Left ideal in matrix ring

hbghlyj

Let \(R = M_2(\mathbb{C})\), the ring of \(2 \times 2\) matrices over the complex numbers.

Consider the subset \(I \subseteq R\) consisting of all matrices of the form
\[
\begin{pmatrix}
x & 0 \\
y & 0
\end{pmatrix}
\]
where \(x, y \in \mathbb{C}\).

To verify that \(I\) is a left ideal, first note that it is an additive subgroup of \(R\) (closed under addition and additive inverses). Now take any \(A = \begin{pmatrix} p & q \\ r & s \end{pmatrix} \in R\) and any \(M = \begin{pmatrix} x & 0 \\ y & 0 \end{pmatrix} \in I\). Then
\[
A M = \begin{pmatrix} p & q \\ r & s \end{pmatrix} \begin{pmatrix} x & 0 \\ y & 0 \end{pmatrix} = \begin{pmatrix} p x + q y & 0 \\ r x + s y & 0 \end{pmatrix} \in I,
\]
since the second column is zero. Thus, \(R I \subseteq I\).

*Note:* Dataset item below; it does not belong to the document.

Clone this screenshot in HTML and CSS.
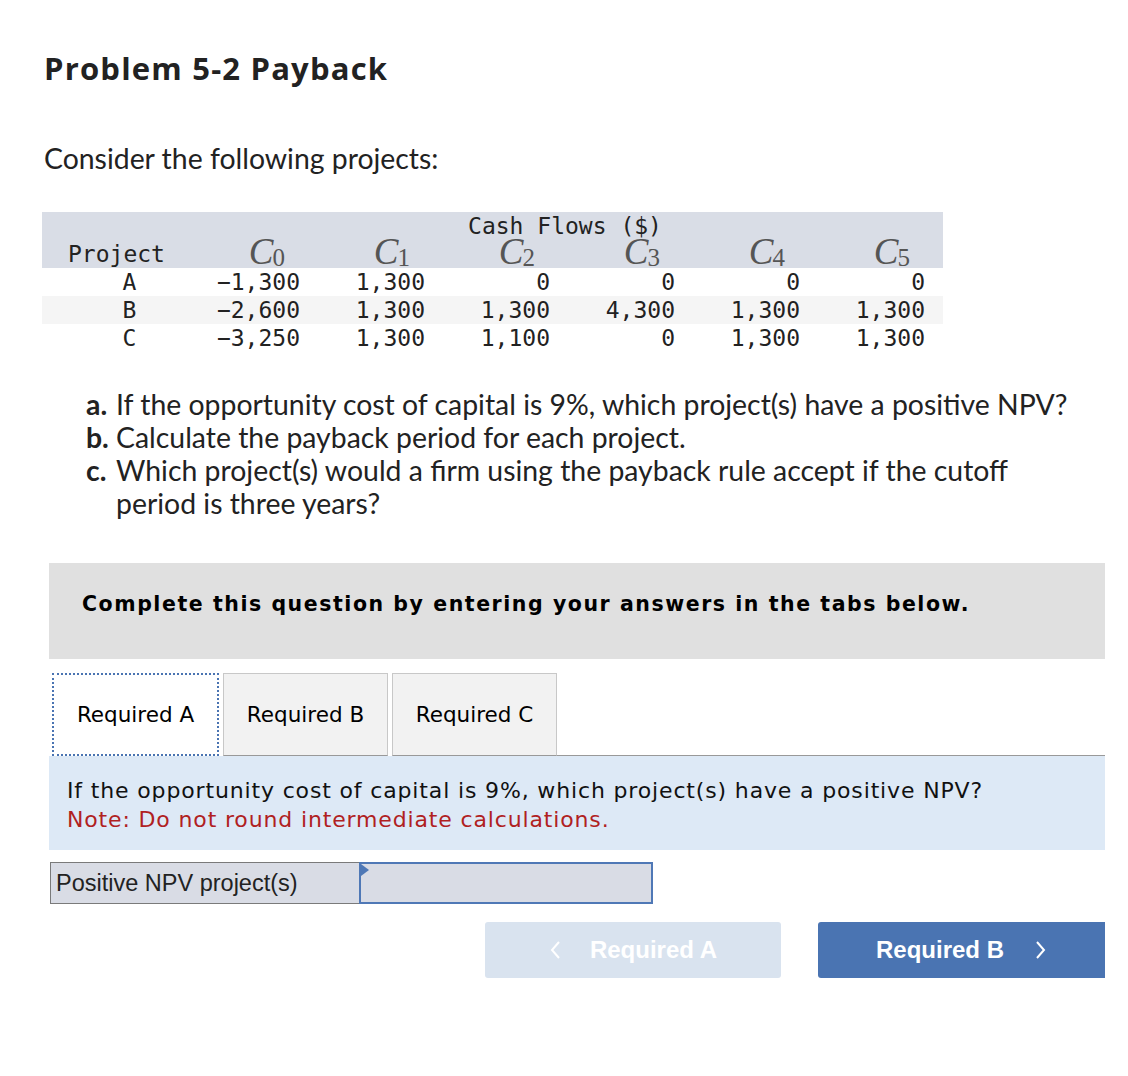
FILE: index.html
```html
<!DOCTYPE html>
<html lang="en">
<head>
<meta charset="utf-8">
<title>Problem 5-2 Payback</title>
<link rel="stylesheet" href="styles.css">
</head>
<body>
<div class="page">
  <h1 class="title">Problem 5-2 Payback</h1>
  <p class="intro">Consider the following projects:</p>

  <table class="cf">
    <colgroup>
      <col class="col-proj">
      <col class="col-n"><col class="col-n"><col class="col-n"><col class="col-n"><col class="col-n"><col class="col-last">
    </colgroup>
    <thead>
      <tr class="hrow">
        <th></th>
        <th colspan="6" class="cf-title">Cash Flows ($)</th>
      </tr>
      <tr class="hrow">
        <th class="proj">Project</th>
        <th class="ch"><i>C</i><sub>0</sub></th>
        <th class="ch"><i>C</i><sub>1</sub></th>
        <th class="ch"><i>C</i><sub>2</sub></th>
        <th class="ch"><i>C</i><sub>3</sub></th>
        <th class="ch"><i>C</i><sub>4</sub></th>
        <th class="ch"><i>C</i><sub>5</sub></th>
      </tr>
    </thead>
    <tbody>
      <tr>
        <td class="pname">A</td><td>−1,300</td><td>1,300</td><td>0</td><td>0</td><td>0</td><td>0</td>
      </tr>
      <tr class="alt">
        <td class="pname">B</td><td>−2,600</td><td>1,300</td><td>1,300</td><td>4,300</td><td>1,300</td><td>1,300</td>
      </tr>
      <tr>
        <td class="pname">C</td><td>−3,250</td><td>1,300</td><td>1,100</td><td>0</td><td>1,300</td><td>1,300</td>
      </tr>
    </tbody>
  </table>

  <div class="questions">
    <b class="ql">a.</b><span>If the opportunity cost of capital is 9%, which project(s) have a positive NPV?</span>
    <b class="ql">b.</b><span>Calculate the payback period for each project.</span>
    <b class="ql">c.</b><span>Which project(s) would a firm using the payback rule accept if the cutoff period is three years?</span>
  </div>

  <div class="banner">Complete this question by entering your answers in the tabs below.</div>

  <div class="tabs">
    <div class="tab active">Required A</div>
    <div class="tab">Required B</div>
    <div class="tab">Required C</div>
    <div class="tab-rest"></div>
  </div>

  <div class="panel">
    <p class="panel-q">If the opportunity cost of capital is 9%, which project(s) have a positive NPV?</p>
    <p class="panel-note">Note: Do not round intermediate calculations.</p>
  </div>

  <div class="answer">
    <div class="answer-label">Positive NPV project(s)</div>
    <div class="answer-input"><span class="flag"></span></div>
  </div>

  <div class="nav">
    <button class="btn btn-prev" type="button">
      <svg class="chev" width="12" height="20" viewBox="0 0 12 20"><path d="M10 2 L3 10 L10 18" fill="none" stroke="currentColor" stroke-width="2"/></svg>
      <span>Required A</span>
    </button>
    <button class="btn btn-next" type="button">
      <span>Required B</span>
      <svg class="chev" width="12" height="20" viewBox="0 0 12 20"><path d="M2 2 L9 10 L2 18" fill="none" stroke="currentColor" stroke-width="2"/></svg>
    </button>
  </div>
</div>
</body>
</html>
```

FILE: styles.css
```css
html, body {
  margin: 0;
  padding: 0;
  background: #ffffff;
}

.page {
  padding: 50px 23px 0 44px;
  font-family: "Lato", "Open Sans", sans-serif;
  color: #222222;
}

.title {
  margin: 0;
  font-family: "Open Sans", "Lato", sans-serif;
  font-size: 31px;
  letter-spacing: 1.2px;
  line-height: 36px;
  font-weight: 700;
  color: #222222;
}

.intro {
  margin: 57px 0 0 0;
  font-size: 28.4px;
  line-height: 30px;
}

/* cash-flow table */
.cf {
  margin: 39px 0 0 -2px;
  border-collapse: collapse;
  table-layout: fixed;
  width: 901px;
  font-family: "DejaVu Sans Mono", "Liberation Mono", monospace;
  font-size: 23px;
  color: #222222;
}
.col-proj { width: 145px; }
.col-n { width: 125px; }
.col-last { width: 131px; }

.cf th, .cf td {
  padding: 0;
  height: 28px;
  line-height: 28px;
  font-weight: normal;
  white-space: nowrap;
}
.hrow th { background: #d9dde6; }
.cf-title { text-align: center; }
.proj { text-align: left; padding-left: 26px !important; }
.ch {
  text-align: right;
  padding-right: 27px !important;
  font-family: "Liberation Serif", "Times New Roman", serif;
  color: #555555;
  line-height: 28px;
}
.ch i {
  font-size: 37px;
  line-height: 20px;
  font-style: italic;
  vertical-align: -3px;
}
.ch sub {
  font-size: 25px;
  line-height: 10px;
  vertical-align: -5px;
  margin-left: -1px;
}
.hrow .ch:last-child { padding-right: 33px !important; }

.cf td { text-align: right; padding-right: 12px; }
.cf td:last-child { padding-right: 18px; }
.cf td.pname { text-align: center; padding-left: 30px; padding-right: 0; }
.cf tr.alt td { background: #f5f5f5; }

/* questions */
.questions {
  margin: 36px 0 0 42px;
  width: 996px;
  display: grid;
  grid-template-columns: 30px 1fr;
  font-size: 28.4px;
  line-height: 33px;
  color: #222222;
}
.ql { font-weight: 700; }

/* banner */
.banner {
  margin: 43px 0 0 5px;
  padding: 29px 33px 43px;
  background: #e0e0e0;
  font-family: "DejaVu Sans", Verdana, sans-serif;
  font-weight: 700;
  font-size: 20.5px;
  letter-spacing: 1.55px;
  line-height: 24px;
  color: #000000;
}

/* tabs */
.tabs {
  margin: 14px 0 0 5px;
  display: flex;
  align-items: flex-end;
  font-family: "DejaVu Sans", Verdana, sans-serif;
  font-size: 21.5px;
  color: #000000;
}
.tab {
  box-sizing: border-box;
  height: 83px;
  display: flex;
  align-items: center;
  justify-content: center;
  background: #f2f2f2;
  border: 1px solid #c8c8c8;
  border-bottom: 1px solid #999999;
  margin-left: 4px;
  width: 165px;
}
.tab.active {
  margin-left: 3px;
  width: 167px;
  background: #ffffff;
  border: 2px dotted #4a74b2;
}
.tab-rest {
  flex: 1;
  height: 0;
  border-bottom: 1px solid #999999;
}

/* panel */
.panel {
  margin-left: 5px;
  padding: 20px 18px 16px;
  background: #dde9f6;
  font-family: "DejaVu Sans", Verdana, sans-serif;
  font-size: 22px;
  letter-spacing: 0.85px;
  line-height: 29px;
}
.panel p { margin: 0; }
.panel-q { color: #111111; }
.panel-note { color: #b0211f; }

/* answer */
.answer {
  margin: 12px 0 0 6px;
  display: flex;
  height: 42px;
}
.answer-label {
  box-sizing: border-box;
  width: 309px;
  height: 42px;
  border: 1px solid #7a7a7a;
  border-right: none;
  background: #d9dce5;
  font-family: "Liberation Sans", Arial, sans-serif;
  font-size: 23.5px;
  line-height: 40px;
  padding-left: 5px;
  color: #222222;
}
.answer-input {
  position: relative;
  box-sizing: border-box;
  width: 294px;
  height: 42px;
  border: 2px solid #4f78b6;
  background: #d9dce5;
}
.flag {
  position: absolute;
  top: 0;
  left: 0;
  width: 0;
  height: 0;
  border-top: 6px solid transparent;
  border-bottom: 6px solid transparent;
  border-left: 8px solid #4f78b6;
}

/* nav buttons */
.nav {
  margin-top: 18px;
  display: flex;
  justify-content: flex-end;
  gap: 37px;
}
.btn {
  height: 56px;
  border: none;
  border-radius: 3px;
  display: flex;
  align-items: center;
  justify-content: center;
  font-family: "Liberation Sans", Arial, sans-serif;
  font-weight: 700;
  font-size: 24px;
  color: #ffffff;
  padding: 0;
}
.btn-prev {
  width: 296px;
  background: #d9e3ef;
  gap: 29px;
}
.btn-next {
  width: 287px;
  background: #4a74b2;
  gap: 31px;
  border-radius: 3px 0 0 3px;
}
.chev { display: block; }
```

To show that \(I\) is not a right ideal, take \(M = \begin{pmatrix} 1 & 0 \\ 0 & 0 \end{pmatrix} \in I\) and \(B = \begin{pmatrix} 0 & 1 \\ 0 & 0 \end{pmatrix} \in R\). Then
\[
M B = \begin{pmatrix} 1 & 0 \\ 0 & 0 \end{pmatrix} \begin{pmatrix} 0 & 1 \\ 0 & 0 \end{pmatrix} = \begin{pmatrix} 0 & 1 \\ 0 & 0 \end{pmatrix} \notin I,
\]
since the second column is not zero. Thus, \(I R \not\subseteq I\).

hbghlyj

There are two two-sided ideals in \(M_2(\mathbb{C})\): the zero ideal \(\{0\}\) and the entire ring \(M_2(\mathbb{C})\).

To prove this, suppose \(I\) is a nonzero two-sided ideal of \(R = M_2(\mathbb{C})\). Let \(A = (a_{pq}) \in I\) be nonzero, so some entry \(a_{ij} = \alpha \neq 0\). Denote by \(E_{kl}\) the matrix unit with \(1\) in position \((k, l)\) and zeros elsewhere. Then \(E_{ki} A E_{jl}\) is the matrix with \(\alpha\) in position \((k, l)\) and zeros elsewhere. Hence, \(\frac{1}{\alpha} E_{ki} A E_{jl} = E_{kl}\). Since \(I\) is a two-sided ideal, \(E_{ki} A \in I\) (left multiplication) and then \((E_{ki} A) E_{jl} \in I\) (right multiplication), so a scalar multiple of \(E_{kl}\) is in \(I\).

Since ideals in \(M_n(F)\) for a field \(F\) are \(F\)-vector spaces (as scalar multiplication by \(\lambda \in F\) corresponds to left or right multiplication by \(\lambda I\), where \(I\) is the identity matrix), it follows that \(E_{kl} \in I\).

Now, since \(I\) contains \(E_{kl}\), right multiplication by \(E_{lm}\) yields \(E_{kl} E_{lm} = E_{km} \in I\) (using the Kronecker delta property \(E_{kl} E_{lm} = \delta_{l m'} E_{k m}\) with \(m' = l\)). Similarly, left multiplication by \(E_{nk}\) yields \(E_{nk} E_{kl} = E_{nl} \in I\). Repeating this process shows that \(I\) contains all matrix units \(E_{rs}\) for \(1 \leq r, s \leq 2\).

The matrix units span \(R\) as a \(\mathbb{C}\)-vector space, so \(I = R\). Thus, the only two-sided ideals are \(\{0\}\) and \(R\).

hbghlyj

The set of all matrices in \(M_2(\mathbb{Z})\) whose entries are even integers is a proper nonzero two-sided ideal. To see that it is a two-sided ideal, note that it is closed under addition and that left or right multiplication of any such matrix by an arbitrary matrix in \(M_2(\mathbb{Z})\) yields a matrix whose entries are even integers (as each entry is an integer linear combination of even integers). It is proper because the identity matrix is not in it, and it is nonzero because, for example, \(2I\) is in it.